-- begin --

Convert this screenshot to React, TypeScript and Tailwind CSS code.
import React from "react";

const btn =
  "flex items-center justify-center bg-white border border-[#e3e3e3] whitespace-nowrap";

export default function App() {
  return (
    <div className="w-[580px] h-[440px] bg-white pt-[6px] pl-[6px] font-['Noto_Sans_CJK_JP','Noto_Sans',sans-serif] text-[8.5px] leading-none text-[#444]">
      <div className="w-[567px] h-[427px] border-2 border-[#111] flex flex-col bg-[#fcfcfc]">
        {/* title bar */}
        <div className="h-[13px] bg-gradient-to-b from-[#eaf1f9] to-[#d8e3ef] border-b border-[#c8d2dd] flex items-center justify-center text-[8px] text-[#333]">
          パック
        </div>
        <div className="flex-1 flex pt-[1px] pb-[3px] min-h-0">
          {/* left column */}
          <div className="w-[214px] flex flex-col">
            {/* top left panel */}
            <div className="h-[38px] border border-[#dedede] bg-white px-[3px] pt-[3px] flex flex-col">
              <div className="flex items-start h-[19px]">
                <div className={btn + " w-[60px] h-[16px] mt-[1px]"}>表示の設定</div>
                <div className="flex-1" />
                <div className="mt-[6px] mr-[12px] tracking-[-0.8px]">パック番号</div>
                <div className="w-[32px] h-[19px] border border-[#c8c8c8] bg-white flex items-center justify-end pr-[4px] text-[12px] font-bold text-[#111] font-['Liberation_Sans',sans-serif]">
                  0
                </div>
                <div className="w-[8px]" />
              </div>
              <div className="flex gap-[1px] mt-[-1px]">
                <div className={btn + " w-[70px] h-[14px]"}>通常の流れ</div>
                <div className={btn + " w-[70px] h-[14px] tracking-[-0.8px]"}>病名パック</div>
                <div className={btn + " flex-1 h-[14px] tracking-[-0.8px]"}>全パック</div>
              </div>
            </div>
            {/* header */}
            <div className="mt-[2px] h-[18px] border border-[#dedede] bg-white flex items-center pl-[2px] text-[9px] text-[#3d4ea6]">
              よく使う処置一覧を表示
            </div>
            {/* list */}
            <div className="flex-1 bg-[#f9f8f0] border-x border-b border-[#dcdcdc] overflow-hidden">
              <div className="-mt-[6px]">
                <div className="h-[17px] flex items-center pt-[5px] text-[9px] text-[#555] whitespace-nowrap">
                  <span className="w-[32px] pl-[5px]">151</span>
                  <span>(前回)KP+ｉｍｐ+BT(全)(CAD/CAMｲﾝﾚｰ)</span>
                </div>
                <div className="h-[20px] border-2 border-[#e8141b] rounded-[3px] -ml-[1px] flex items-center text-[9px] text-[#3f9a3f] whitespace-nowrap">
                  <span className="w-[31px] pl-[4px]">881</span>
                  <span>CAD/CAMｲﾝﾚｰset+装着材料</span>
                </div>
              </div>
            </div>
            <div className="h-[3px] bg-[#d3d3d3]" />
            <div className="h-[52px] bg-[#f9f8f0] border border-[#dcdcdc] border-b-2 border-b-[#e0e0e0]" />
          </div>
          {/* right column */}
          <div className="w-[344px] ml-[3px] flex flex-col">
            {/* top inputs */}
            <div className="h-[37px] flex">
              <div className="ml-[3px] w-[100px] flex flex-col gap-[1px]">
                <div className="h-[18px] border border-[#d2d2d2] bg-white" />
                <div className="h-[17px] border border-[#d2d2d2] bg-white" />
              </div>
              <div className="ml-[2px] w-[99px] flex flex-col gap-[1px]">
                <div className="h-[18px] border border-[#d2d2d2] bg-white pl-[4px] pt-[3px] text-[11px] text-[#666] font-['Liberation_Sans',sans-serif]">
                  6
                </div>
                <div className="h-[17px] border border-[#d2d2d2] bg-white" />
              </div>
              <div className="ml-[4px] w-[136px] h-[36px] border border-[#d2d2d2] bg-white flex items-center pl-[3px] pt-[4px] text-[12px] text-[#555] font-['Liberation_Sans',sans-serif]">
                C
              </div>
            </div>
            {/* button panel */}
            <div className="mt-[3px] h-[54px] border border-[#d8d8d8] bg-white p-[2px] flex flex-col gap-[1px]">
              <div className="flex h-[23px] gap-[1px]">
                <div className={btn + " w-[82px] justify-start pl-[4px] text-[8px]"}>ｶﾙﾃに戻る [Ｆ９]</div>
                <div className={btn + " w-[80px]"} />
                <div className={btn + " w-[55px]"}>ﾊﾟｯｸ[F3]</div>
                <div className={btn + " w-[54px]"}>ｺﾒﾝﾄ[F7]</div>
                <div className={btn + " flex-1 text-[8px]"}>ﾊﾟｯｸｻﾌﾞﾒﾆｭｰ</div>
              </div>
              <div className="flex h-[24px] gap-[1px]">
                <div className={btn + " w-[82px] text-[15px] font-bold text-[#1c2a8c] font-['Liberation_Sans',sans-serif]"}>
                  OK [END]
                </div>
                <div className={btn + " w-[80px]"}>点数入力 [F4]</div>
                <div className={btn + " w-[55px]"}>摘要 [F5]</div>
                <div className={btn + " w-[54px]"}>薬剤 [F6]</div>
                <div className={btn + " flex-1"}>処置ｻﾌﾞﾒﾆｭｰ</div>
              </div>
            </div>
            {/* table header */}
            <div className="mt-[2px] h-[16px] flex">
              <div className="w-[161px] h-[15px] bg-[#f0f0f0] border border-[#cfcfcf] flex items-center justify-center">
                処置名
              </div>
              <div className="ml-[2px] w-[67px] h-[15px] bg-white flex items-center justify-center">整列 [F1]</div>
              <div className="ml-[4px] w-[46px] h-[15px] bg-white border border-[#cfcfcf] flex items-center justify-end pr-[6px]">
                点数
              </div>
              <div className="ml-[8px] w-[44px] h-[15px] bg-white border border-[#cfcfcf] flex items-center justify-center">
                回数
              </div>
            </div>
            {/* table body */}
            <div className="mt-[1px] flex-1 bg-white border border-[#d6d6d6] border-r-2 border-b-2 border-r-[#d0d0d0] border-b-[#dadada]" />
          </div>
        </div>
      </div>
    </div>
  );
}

-- end --

→ Job
Return, please, the lines of the data from the first through the line containing "items-center justify-center bg-white", both kept, exactly as they stand and nothing more.

→ Output for this task
Convert this screenshot to React, TypeScript and Tailwind CSS code.
import React from "react";

const btn =
  "flex items-center justify-center bg-white border border-[#e3e3e3] whitespace-nowrap";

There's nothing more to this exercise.